Will Recant recalls a perfect Eli story: “Everyone knew Mr. Eli, whose larger than life persona comes out every time I think of walking into the hotel lobby with him in Nairobi where we had arrived to piece together the program for Somali refugees in 1994. As we entered the lobby, Eli announced in a very large voice: ‘Jambo, Jambo everyone; I am a diplomat and so is he (as he pointed to me); take us to the back room to register.’ And they did. They gave us the VIP treatment, never realizing that we did not have diplomatic passports and Eli, in fact, had only stayed in the hotel once before.”

If you ever met him, you would remember him. He was short, energetic, dark-skinned, a 10th generation Yerushalmi (someone born in Jerusalem)—a man with a sharp mind, a mischievous smile, a crooked kind of laugh, a good deal of chutzpah, a sense of adventure, and an almost childlike joy in “making things happen” when no one else could. He had the ability to move mountains in order to save lives—with little patience for formal niceties. He was straightforward and driven.

Sometimes his determination to help took on a softer tone, reflected in a story recalled by Manlio Dell’Ariccia, JDC’s Country Director for Ethiopia who lives in Rome. Manlio shared this brief vignette with me: “Eli was staying with us in Rome for Yom Kippur. During the meal before the fast, a thunderstorm triggered our house alarm, and there seemed absolutely no way to turn it off. But Eli, determined to give us peace and quiet over Yom Kippur, worked on it until he succeeded in getting it fixed.
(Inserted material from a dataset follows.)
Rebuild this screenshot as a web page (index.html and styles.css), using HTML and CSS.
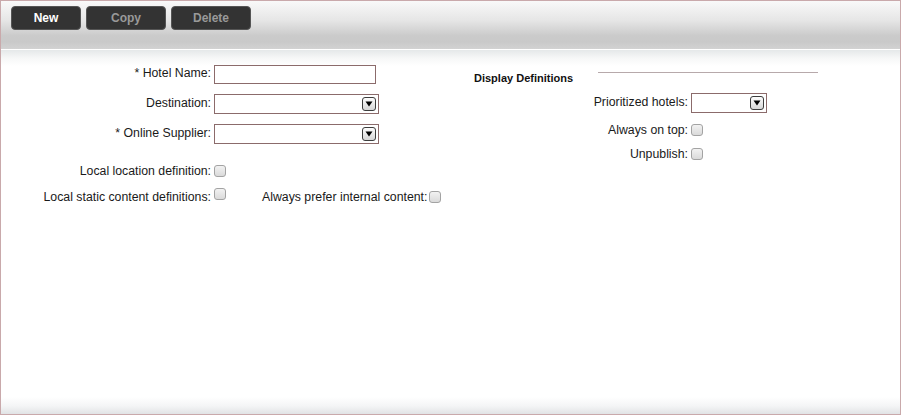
FILE: index.html
```html
<!DOCTYPE html>
<html lang="en">
<head>
    <meta charset="UTF-8">
    <title>Hotel Definition</title>
    <link rel="stylesheet" href="styles.css">
</head>
<body>
    <div class="page">
        <div class="toolbar">
            <button class="tool-btn tool-btn-main">New</button>
            <button class="tool-btn tool-btn-wide" disabled>Copy</button>
            <button class="tool-btn tool-btn-wide" disabled>Delete</button>
        </div>

        <div class="content">
            <div class="col-main">
                <div class="row">
                    <label class="label label-up">* Hotel Name:</label>
                    <input type="text" class="text-input">
                </div>
                <div class="row">
                    <label class="label label-up">Destination:</label>
                    <div class="select">
                        <span class="select-btn">
                            <svg width="8" height="6" viewBox="0 0 8 6"><path d="M0.5 0.5 H7.5 L4 5.5 Z" fill="#000"/></svg>
                        </span>
                    </div>
                </div>
                <div class="row">
                    <label class="label label-up">* Online Supplier:</label>
                    <div class="select">
                        <span class="select-btn">
                            <svg width="8" height="6" viewBox="0 0 8 6"><path d="M0.5 0.5 H7.5 L4 5.5 Z" fill="#000"/></svg>
                        </span>
                    </div>
                </div>
                <div class="row row-check row-first-check">
                    <label class="label">Local location definition:</label>
                    <input type="checkbox" class="check">
                </div>
                <div class="row row-check">
                    <label class="label">Local static content definitions:</label>
                    <input type="checkbox" class="check check-raised">
                    <label class="inline-label">Always prefer internal content:</label>
                    <input type="checkbox" class="check">
                </div>
            </div>

            <div class="col-side">
                <div class="side-head">
                    <span class="side-title">Display Definitions</span>
                    <span class="side-line"></span>
                </div>
                <div class="row">
                    <label class="label label-side label-up">Prioritized hotels:</label>
                    <div class="select select-small">
                        <span class="select-btn">
                            <svg width="8" height="6" viewBox="0 0 8 6"><path d="M0.5 0.5 H7.5 L4 5.5 Z" fill="#000"/></svg>
                        </span>
                    </div>
                </div>
                <div class="row row-short">
                    <label class="label label-side">Always on top:</label>
                    <input type="checkbox" class="check">
                </div>
                <div class="row row-short">
                    <label class="label label-side">Unpublish:</label>
                    <input type="checkbox" class="check">
                </div>
            </div>
        </div>
    </div>
</body>
</html>
```

FILE: styles.css
```css
* {
    margin: 0;
    padding: 0;
    box-sizing: border-box;
}

body {
    font-family: "Liberation Sans", Arial, sans-serif;
    font-size: 12.3px;
    color: #1a1a1a;
    background: #fff;
}

.page {
    width: 901px;
    height: 415px;
    border: 1px solid #c9a9ab;
    display: flex;
    flex-direction: column;
    background: linear-gradient(to top, #e1e3e5 0px, #f4f5f6 8px, #fff 17px);
}

.toolbar {
    height: 49px;
    padding: 5px 10px;
    display: flex;
    align-items: flex-start;
    gap: 5px;
    background: linear-gradient(#f9f9f9 0%, #e6e6e6 40%, #cbcbcb 72%, #c9c9c9 85%, #d2d2d2 100%);
    border-bottom: 1px solid #fff;
}

.tool-btn {
    height: 24px;
    width: 80px;
    background: #333;
    border: 1px solid #555;
    border-radius: 4px;
    font-family: "Liberation Sans", Arial, sans-serif;
    font-size: 12px;
    font-weight: bold;
    color: #999;
}

.tool-btn-main {
    width: 70px;
    color: #fff;
}

.content {
    flex: 1;
    display: flex;
    background: linear-gradient(#e5e8e9 0px, #f6f7f7 8px, rgba(255, 255, 255, 0) 16px);
}

.col-main {
    width: 473px;
    padding-top: 9px;
}

.col-side {
    padding-top: 21px;
}

.row {
    display: flex;
    align-items: center;
    height: 30px;
}

.row-short {
    height: 24px;
}

.row-check {
    height: 22px;
    margin-top: 4px;
}

.row-first-check {
    margin-top: 11px;
}

.label {
    width: 213px;
    padding-right: 3px;
    text-align: right;
    white-space: nowrap;
}

.label-up {
    padding-bottom: 3px;
}

.label-side {
    width: 217px;
}

.inline-label {
    margin-left: 36px;
    margin-right: 2px;
    white-space: nowrap;
}

.text-input {
    width: 162px;
    height: 19px;
    border: 1px solid #8b6b6b;
    background: #fff;
    outline: none;
}

.select {
    width: 165px;
    height: 20px;
    border: 1px solid #8b6b6b;
    background: #fff;
    display: flex;
    align-items: center;
    justify-content: flex-end;
    padding-right: 2px;
}

.select-small {
    width: 76px;
}

.select-btn {
    width: 14px;
    height: 14px;
    border: 1px solid #3c3c3c;
    border-radius: 3px;
    background: linear-gradient(#fdfdfd, #d6d6d6);
    display: flex;
    align-items: center;
    justify-content: center;
}

.check {
    appearance: none;
    -webkit-appearance: none;
    width: 12px;
    height: 12px;
    border: 1px solid #a3a3a3;
    border-radius: 3px;
    background: linear-gradient(#f2f2f2, #dadada);
    margin-left: 0;
}

.check-raised {
    margin-bottom: 6px;
}

.side-head {
    display: flex;
    align-items: flex-start;
    height: 14px;
    margin-bottom: 3px;
}

.side-title {
    font-size: 11px;
    font-weight: bold;
    line-height: 14px;
    color: #111;
}

.side-line {
    width: 220px;
    margin-left: 25px;
    margin-top: 1px;
    border-top: 1px solid #b7a9ab;
}
```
Between 200 and 300 people attended Eli’s funeral—an appropriate farewell to a man who devoted his life to helping others. He wasn’t particularly old—in his early seventies—but the good he accomplished would certainly fill a lifetime “till 120”! This is a man I will never forget. And I hope that Eli’s widow, Tami; his two daughters, Hagit and Yifat; his five grandchildren; and his entire extended family are comforted in knowing that the JDC family is also diminished by his passing and ever grateful for Eli’s innumerable contributions to us. Irv and I believe it is truly the end of an era.